___ DATASET EXTRACT

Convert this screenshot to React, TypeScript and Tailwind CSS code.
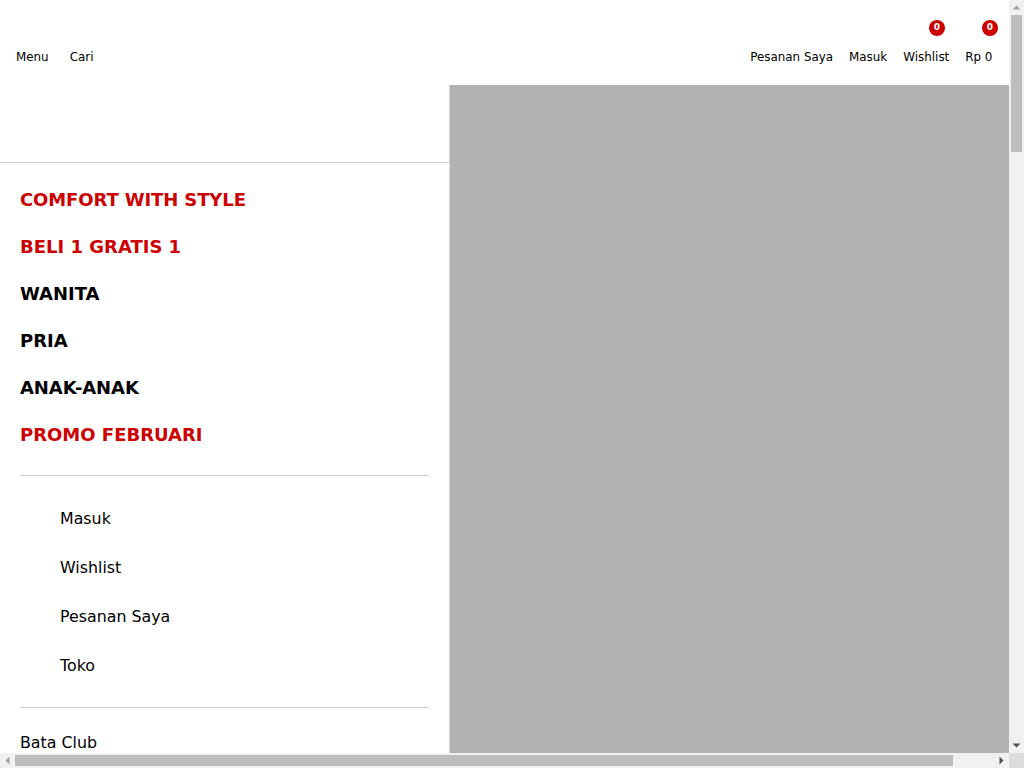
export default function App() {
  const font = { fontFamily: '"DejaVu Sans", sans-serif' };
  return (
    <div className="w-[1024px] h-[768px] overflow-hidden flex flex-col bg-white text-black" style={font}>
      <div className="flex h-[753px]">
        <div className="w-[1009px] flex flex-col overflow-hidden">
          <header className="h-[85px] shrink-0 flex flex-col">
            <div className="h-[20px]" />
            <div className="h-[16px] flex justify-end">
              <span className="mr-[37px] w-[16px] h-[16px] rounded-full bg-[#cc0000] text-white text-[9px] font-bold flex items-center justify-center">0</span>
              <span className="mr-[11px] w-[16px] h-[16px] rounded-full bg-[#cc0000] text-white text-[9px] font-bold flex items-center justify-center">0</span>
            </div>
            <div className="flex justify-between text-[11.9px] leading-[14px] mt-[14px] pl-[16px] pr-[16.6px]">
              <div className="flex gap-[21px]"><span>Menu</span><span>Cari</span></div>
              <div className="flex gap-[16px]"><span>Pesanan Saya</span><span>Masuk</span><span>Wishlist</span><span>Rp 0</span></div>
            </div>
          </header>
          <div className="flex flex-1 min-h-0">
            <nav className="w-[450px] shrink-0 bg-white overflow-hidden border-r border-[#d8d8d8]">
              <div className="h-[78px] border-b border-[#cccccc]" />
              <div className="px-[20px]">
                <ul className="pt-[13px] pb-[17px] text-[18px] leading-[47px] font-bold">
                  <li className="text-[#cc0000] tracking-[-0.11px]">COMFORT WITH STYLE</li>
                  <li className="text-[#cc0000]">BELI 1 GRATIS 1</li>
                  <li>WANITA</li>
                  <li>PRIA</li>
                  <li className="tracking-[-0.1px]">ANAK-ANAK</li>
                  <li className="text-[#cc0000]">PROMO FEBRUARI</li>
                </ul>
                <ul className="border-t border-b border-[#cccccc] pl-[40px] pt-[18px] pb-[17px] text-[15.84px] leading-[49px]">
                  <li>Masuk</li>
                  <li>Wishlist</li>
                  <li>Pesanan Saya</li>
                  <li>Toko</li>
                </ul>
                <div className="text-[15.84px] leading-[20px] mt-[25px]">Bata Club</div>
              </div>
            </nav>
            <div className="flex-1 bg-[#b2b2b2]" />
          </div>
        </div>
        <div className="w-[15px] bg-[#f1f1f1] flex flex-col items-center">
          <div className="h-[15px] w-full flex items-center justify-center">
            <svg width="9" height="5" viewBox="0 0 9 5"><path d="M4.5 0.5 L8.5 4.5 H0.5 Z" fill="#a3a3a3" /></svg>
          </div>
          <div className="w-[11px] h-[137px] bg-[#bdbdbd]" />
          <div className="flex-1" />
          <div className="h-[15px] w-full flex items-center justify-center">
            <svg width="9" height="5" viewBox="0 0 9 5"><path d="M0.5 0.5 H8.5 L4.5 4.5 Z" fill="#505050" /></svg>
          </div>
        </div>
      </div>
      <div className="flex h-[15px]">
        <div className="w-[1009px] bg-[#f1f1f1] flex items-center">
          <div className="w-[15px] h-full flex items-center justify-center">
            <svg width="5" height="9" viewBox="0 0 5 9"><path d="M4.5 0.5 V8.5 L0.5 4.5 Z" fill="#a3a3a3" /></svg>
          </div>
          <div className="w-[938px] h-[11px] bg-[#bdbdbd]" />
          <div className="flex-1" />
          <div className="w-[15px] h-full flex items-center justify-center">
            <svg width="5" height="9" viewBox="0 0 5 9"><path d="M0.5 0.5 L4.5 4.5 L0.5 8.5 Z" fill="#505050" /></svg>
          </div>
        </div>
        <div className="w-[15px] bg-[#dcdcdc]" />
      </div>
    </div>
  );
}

______

TASK GOAL:
Word for word, quote the full listing, omitting every picture.

OUTPUT OF THE TASK:
Convert this screenshot to React, TypeScript and Tailwind CSS code.
export default function App() {
  const font = { fontFamily: '"DejaVu Sans", sans-serif' };
  return (
    <div className="w-[1024px] h-[768px] overflow-hidden flex flex-col bg-white text-black" style={font}>
      <div className="flex h-[753px]">
        <div className="w-[1009px] flex flex-col overflow-hidden">
          <header className="h-[85px] shrink-0 flex flex-col">
            <div className="h-[20px]" />
            <div className="h-[16px] flex justify-end">
              <span className="mr-[37px] w-[16px] h-[16px] rounded-full bg-[#cc0000] text-white text-[9px] font-bold flex items-center justify-center">0</span>
              <span className="mr-[11px] w-[16px] h-[16px] rounded-full bg-[#cc0000] text-white text-[9px] font-bold flex items-center justify-center">0</span>
            </div>
            <div className="flex justify-between text-[11.9px] leading-[14px] mt-[14px] pl-[16px] pr-[16.6px]">
              <div className="flex gap-[21px]"><span>Menu</span><span>Cari</span></div>
              <div className="flex gap-[16px]"><span>Pesanan Saya</span><span>Masuk</span><span>Wishlist</span><span>Rp 0</span></div>
            </div>
          </header>
          <div className="flex flex-1 min-h-0">
            <nav className="w-[450px] shrink-0 bg-white overflow-hidden border-r border-[#d8d8d8]">
              <div className="h-[78px] border-b border-[#cccccc]" />
              <div className="px-[20px]">
                <ul className="pt-[13px] pb-[17px] text-[18px] leading-[47px] font-bold">
                  <li className="text-[#cc0000] tracking-[-0.11px]">COMFORT WITH STYLE</li>
                  <li className="text-[#cc0000]">BELI 1 GRATIS 1</li>
                  <li>WANITA</li>
                  <li>PRIA</li>
                  <li className="tracking-[-0.1px]">ANAK-ANAK</li>
                  <li className="text-[#cc0000]">PROMO FEBRUARI</li>
                </ul>
                <ul className="border-t border-b border-[#cccccc] pl-[40px] pt-[18px] pb-[17px] text-[15.84px] leading-[49px]">
                  <li>Masuk</li>
                  <li>Wishlist</li>
                  <li>Pesanan Saya</li>
                  <li>Toko</li>
                </ul>
                <div className="text-[15.84px] leading-[20px] mt-[25px]">Bata Club</div>
              </div>
            </nav>
            <div className="flex-1 bg-[#b2b2b2]" />
          </div>
        </div>
        <div className="w-[15px] bg-[#f1f1f1] flex flex-col items-center">
          <div className="h-[15px] w-full flex items-center justify-center">
            <svg width="9" height="5" viewBox="0 0 9 5"><path d="M4.5 0.5 L8.5 4.5 H0.5 Z" fill="#a3a3a3" /></svg>
          </div>
          <div className="w-[11px] h-[137px] bg-[#bdbdbd]" />
          <div className="flex-1" />
          <div className="h-[15px] w-full flex items-center justify-center">
            <svg width="9" height="5" viewBox="0 0 9 5"><path d="M0.5 0.5 H8.5 L4.5 4.5 Z" fill="#505050" /></svg>
          </div>
        </div>
      </div>
      <div className="flex h-[15px]">
        <div className="w-[1009px] bg-[#f1f1f1] flex items-center">
          <div className="w-[15px] h-full flex items-center justify-center">
            <svg width="5" height="9" viewBox="0 0 5 9"><path d="M4.5 0.5 V8.5 L0.5 4.5 Z" fill="#a3a3a3" /></svg>
          </div>
          <div className="w-[938px] h-[11px] bg-[#bdbdbd]" />
          <div className="flex-1" />
          <div className="w-[15px] h-full flex items-center justify-center">
            <svg width="5" height="9" viewBox="0 0 5 9"><path d="M0.5 0.5 L4.5 4.5 L0.5 8.5 Z" fill="#505050" /></svg>
          </div>
        </div>
        <div className="w-[15px] bg-[#dcdcdc]" />
      </div>
    </div>
  );
}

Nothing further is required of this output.